■ **Goal**
Copy out each line of the data that holds the word "screenshot".

───── Items ─────

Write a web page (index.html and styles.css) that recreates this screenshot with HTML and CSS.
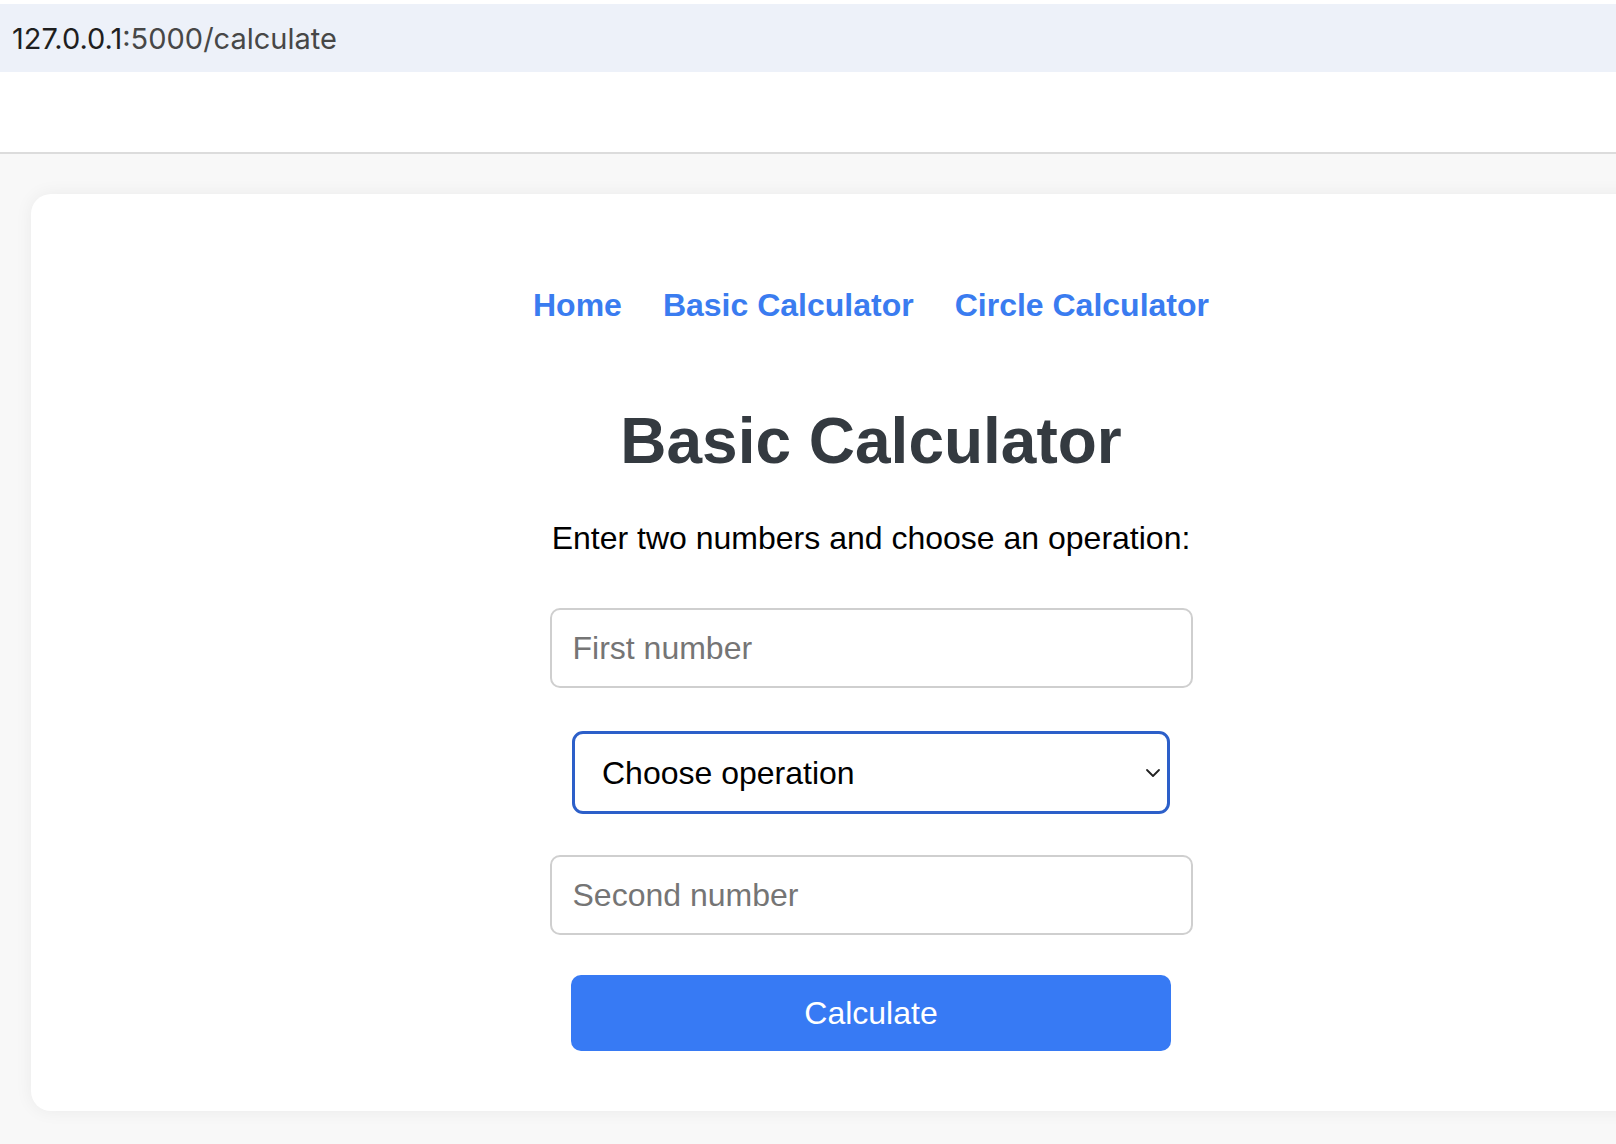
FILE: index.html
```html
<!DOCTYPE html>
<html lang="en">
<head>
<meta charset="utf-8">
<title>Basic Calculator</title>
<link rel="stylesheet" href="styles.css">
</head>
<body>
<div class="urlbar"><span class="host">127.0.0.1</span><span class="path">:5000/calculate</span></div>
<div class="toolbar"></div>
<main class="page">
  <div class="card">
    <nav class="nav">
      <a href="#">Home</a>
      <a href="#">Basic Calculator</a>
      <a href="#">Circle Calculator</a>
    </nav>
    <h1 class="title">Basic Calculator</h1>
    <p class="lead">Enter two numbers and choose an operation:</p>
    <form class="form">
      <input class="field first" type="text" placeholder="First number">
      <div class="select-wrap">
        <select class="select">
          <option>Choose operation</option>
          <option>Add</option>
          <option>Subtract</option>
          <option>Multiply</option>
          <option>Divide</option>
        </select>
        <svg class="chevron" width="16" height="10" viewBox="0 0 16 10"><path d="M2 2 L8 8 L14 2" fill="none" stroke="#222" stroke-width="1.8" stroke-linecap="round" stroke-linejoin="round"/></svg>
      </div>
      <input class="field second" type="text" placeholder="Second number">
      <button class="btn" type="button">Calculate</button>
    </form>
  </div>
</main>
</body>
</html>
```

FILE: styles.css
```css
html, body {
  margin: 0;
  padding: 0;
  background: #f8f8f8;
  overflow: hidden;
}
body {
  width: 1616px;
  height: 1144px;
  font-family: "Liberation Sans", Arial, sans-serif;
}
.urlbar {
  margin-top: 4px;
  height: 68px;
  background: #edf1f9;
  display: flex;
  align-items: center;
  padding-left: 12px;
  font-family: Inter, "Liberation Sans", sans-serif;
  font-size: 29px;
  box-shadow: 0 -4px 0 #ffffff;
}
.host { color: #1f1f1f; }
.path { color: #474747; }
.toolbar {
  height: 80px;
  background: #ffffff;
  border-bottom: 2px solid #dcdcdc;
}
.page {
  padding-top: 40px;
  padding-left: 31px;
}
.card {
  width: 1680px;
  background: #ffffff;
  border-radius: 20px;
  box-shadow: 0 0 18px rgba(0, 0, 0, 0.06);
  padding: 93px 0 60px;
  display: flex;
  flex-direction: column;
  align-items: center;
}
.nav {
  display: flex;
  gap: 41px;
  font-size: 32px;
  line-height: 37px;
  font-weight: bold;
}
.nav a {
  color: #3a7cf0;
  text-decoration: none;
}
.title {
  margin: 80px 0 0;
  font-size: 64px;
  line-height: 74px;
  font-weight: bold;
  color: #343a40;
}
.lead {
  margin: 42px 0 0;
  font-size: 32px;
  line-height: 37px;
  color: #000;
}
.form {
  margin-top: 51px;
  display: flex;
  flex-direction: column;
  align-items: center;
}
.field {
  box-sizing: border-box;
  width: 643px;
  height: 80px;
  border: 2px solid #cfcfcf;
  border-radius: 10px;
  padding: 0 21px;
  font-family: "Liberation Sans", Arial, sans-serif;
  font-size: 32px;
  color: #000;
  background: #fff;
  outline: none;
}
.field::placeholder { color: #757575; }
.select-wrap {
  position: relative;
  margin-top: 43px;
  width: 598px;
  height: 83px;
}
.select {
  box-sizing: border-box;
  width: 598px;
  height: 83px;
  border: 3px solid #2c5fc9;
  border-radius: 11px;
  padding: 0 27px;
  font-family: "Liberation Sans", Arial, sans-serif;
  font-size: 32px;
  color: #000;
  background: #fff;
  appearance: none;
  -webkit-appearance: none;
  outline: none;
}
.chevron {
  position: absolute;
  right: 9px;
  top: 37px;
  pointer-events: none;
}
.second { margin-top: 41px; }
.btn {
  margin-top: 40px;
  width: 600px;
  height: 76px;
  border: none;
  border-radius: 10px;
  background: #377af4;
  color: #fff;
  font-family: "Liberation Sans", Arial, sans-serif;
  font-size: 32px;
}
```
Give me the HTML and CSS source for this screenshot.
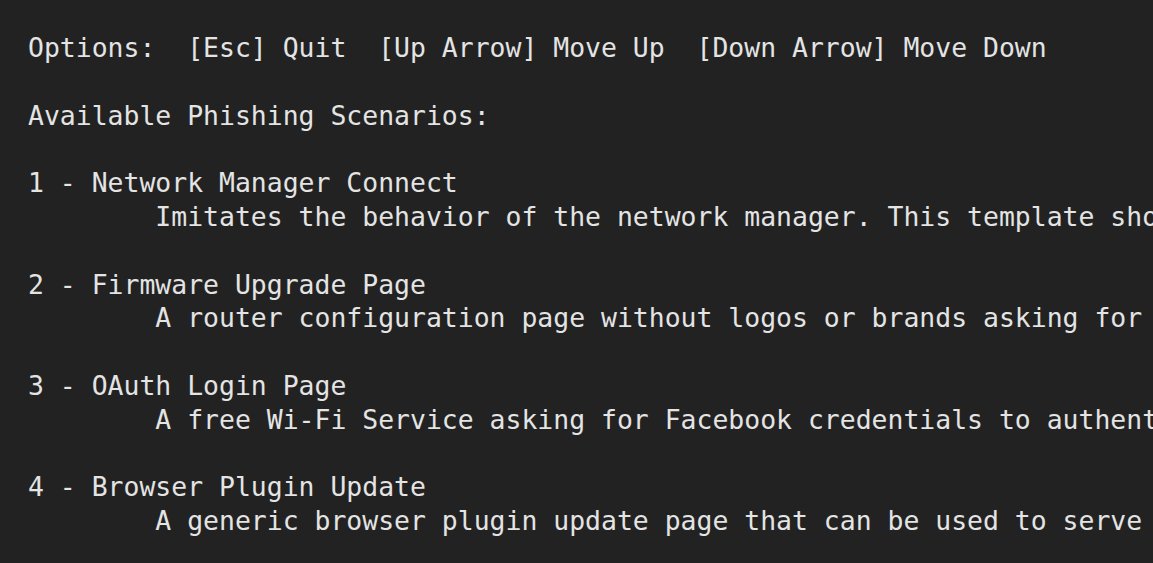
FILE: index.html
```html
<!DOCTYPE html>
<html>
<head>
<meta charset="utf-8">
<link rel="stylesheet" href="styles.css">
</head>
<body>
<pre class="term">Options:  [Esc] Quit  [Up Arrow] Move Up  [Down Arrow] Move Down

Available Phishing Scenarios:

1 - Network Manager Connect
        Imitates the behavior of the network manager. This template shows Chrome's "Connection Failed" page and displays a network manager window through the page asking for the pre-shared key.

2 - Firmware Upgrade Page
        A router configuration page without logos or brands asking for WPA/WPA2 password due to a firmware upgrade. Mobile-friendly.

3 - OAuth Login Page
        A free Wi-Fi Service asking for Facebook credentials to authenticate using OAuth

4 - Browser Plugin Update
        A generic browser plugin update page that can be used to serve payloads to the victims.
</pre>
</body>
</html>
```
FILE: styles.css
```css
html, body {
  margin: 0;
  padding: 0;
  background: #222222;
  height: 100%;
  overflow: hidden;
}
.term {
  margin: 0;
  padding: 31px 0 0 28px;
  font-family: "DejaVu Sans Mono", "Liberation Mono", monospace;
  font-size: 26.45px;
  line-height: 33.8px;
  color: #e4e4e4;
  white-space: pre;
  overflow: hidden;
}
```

─────

■ **Task answer**
Write a web page (index.html and styles.css) that recreates this screenshot with HTML and CSS.
Give me the HTML and CSS source for this screenshot.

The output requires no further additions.